Issue (i): Whether the Indian subsidiaries constituted a permanent establishment of the non-resident assessee in India under the India-Germany DTAA.
Analysis: The finding of permanent establishment was examined in the light of the treaty definition, the role of the Indian subsidiaries, the nature of the email correspondence, and the distinction between the business of the foreign enterprise and the business carried on by the Indian subsidiaries. The record showed that the assessee had no office, branch, or employees in India, and that the services were rendered from outside India. Mere ownership, control, guidance, or monitoring of subsidiaries did not by itself establish a permanent establishment, and the correspondence relied upon did not show that the assessee carried on its own business through the Indian entities.

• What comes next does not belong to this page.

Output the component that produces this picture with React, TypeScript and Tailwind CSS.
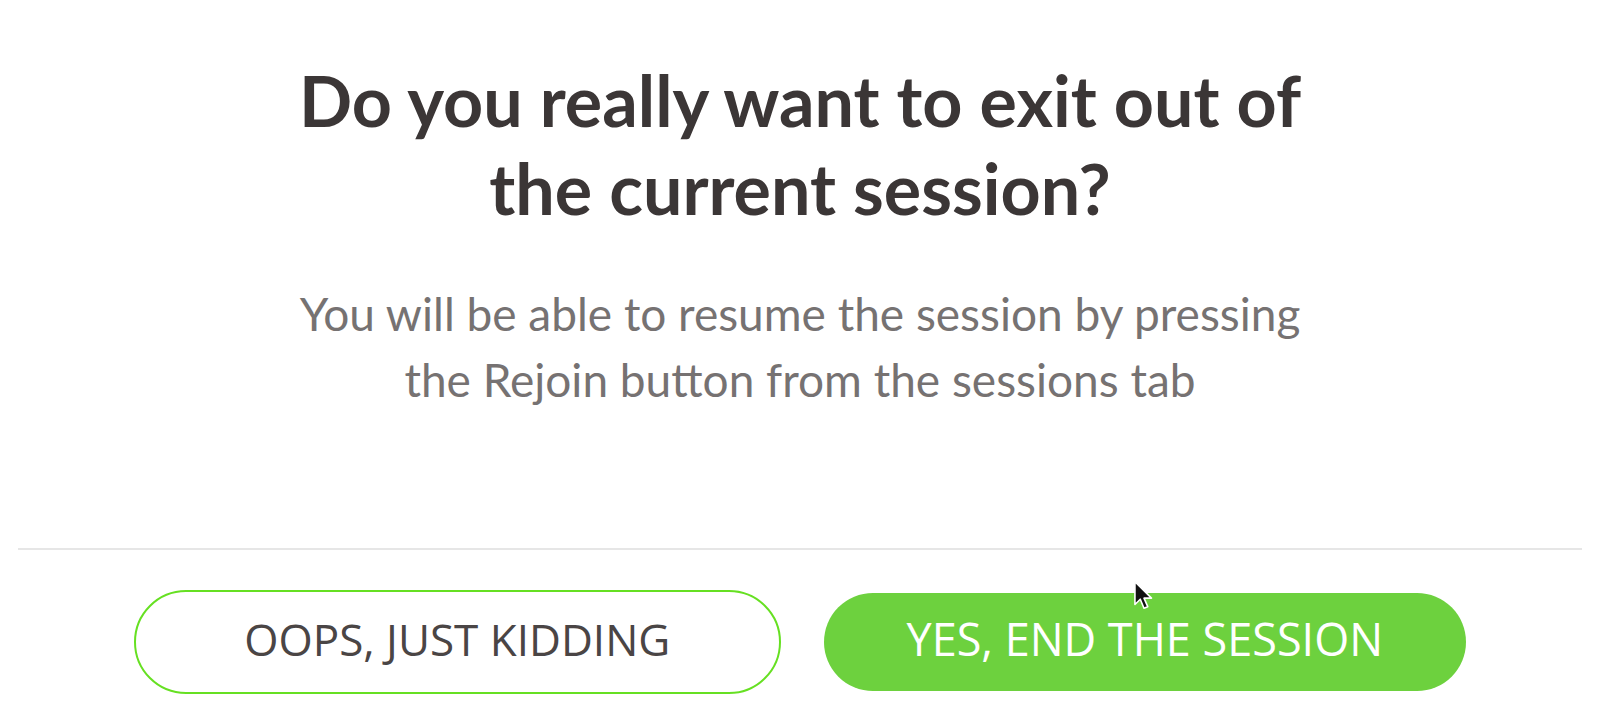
import React from "react";

export default function App() {
  return (
    <div className="relative w-full h-[718px] bg-white flex flex-col items-center overflow-hidden">
      <h1
        className="mt-[56px] text-center text-[70px] leading-[88px] font-bold text-[#3b3636]"
        style={{ fontFamily: "Lato, 'Liberation Sans', sans-serif" }}
      >
        Do you really want to exit out of
        <br />
        the current session?
      </h1>
      <p
        className="mt-[49px] text-center text-[46px] leading-[66px] text-[#767272]"
        style={{ fontFamily: "Lato, 'Liberation Sans', sans-serif" }}
      >
        You will be able to resume the session by pressing
        <br />
        the Rejoin button from the sessions tab
      </p>
      <div className="mt-[135px] self-stretch mx-[18px] h-[2px] bg-[#e6e6e6]" />
      <div className="mt-[40px] self-stretch px-[134px] flex items-center gap-[43px] h-[104px]">
        <button
          className="flex-1 h-[104px] pb-[6px] rounded-full border-[2.5px] border-[#66e022] bg-white flex items-center justify-center text-[44px] font-medium text-[#4a4545]"
          style={{ fontFamily: "'Open Sans', 'Liberation Sans', sans-serif" }}
        >
          OOPS, JUST KIDDING
        </button>
        <button
          className="flex-1 h-[98px] pb-[6px] rounded-full bg-[#6dd13e] flex items-center justify-center text-[45px] font-medium text-white"
          style={{ fontFamily: "'Open Sans', 'Liberation Sans', sans-serif" }}
        >
          YES, END THE SESSION
        </button>
      </div>
      <svg
        className="absolute left-[1133px] top-[580px]"
        width="22"
        height="32"
        viewBox="0 0 20 30"
      >
        <path
          d="M1.5 1.5 L1.5 23 L6.5 18 L10 26.5 L13.5 25 L10 17 L17 17 Z"
          fill="#111"
          stroke="#fff"
          strokeWidth="1.5"
          strokeLinejoin="round"
        />
      </svg>
    </div>
  );
}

Conclusion: The Indian subsidiaries did not constitute a permanent establishment of the assessee in India.
Issue (ii): Whether the receipts by way of royalty and fees for technical services were liable to be taxed as business profits at a higher rate under the domestic law or remained taxable under Article 12 of the DTAA.
Analysis: It was held that even if a permanent establishment were assumed, the receipts could be brought under Article 7 only where there was a live economic nexus and attribution of the receipts to that permanent establishment. On the facts, the receipts were not shown to be attributable to any Indian permanent establishment, and therefore the exclusion clause was not triggered. In the absence of such attribution, the domestic provisions for taxation at 20% on gross basis did not override the treaty position, and the receipts continued to fall within Article 12 at the treaty rate.
Conclusion: The receipts were not liable to be taxed under Article 7 as business profits, and the treaty rate under Article 12 applied.
Final Conclusion: The Revenue's appeals failed on the permanent establishment and attribution issues, while the assessee obtained only limited relief on the connected matters that were remanded for fresh consideration.
Ratio Decidendi: A foreign enterprise's subsidiary does not become its permanent establishment merely because it is controlled, guided, or monitored by the foreign company; for treaty recharacterisation of royalty or technical service receipts as business profits, the receipts must be shown to be attributable to that permanent establishment through a real economic nexus.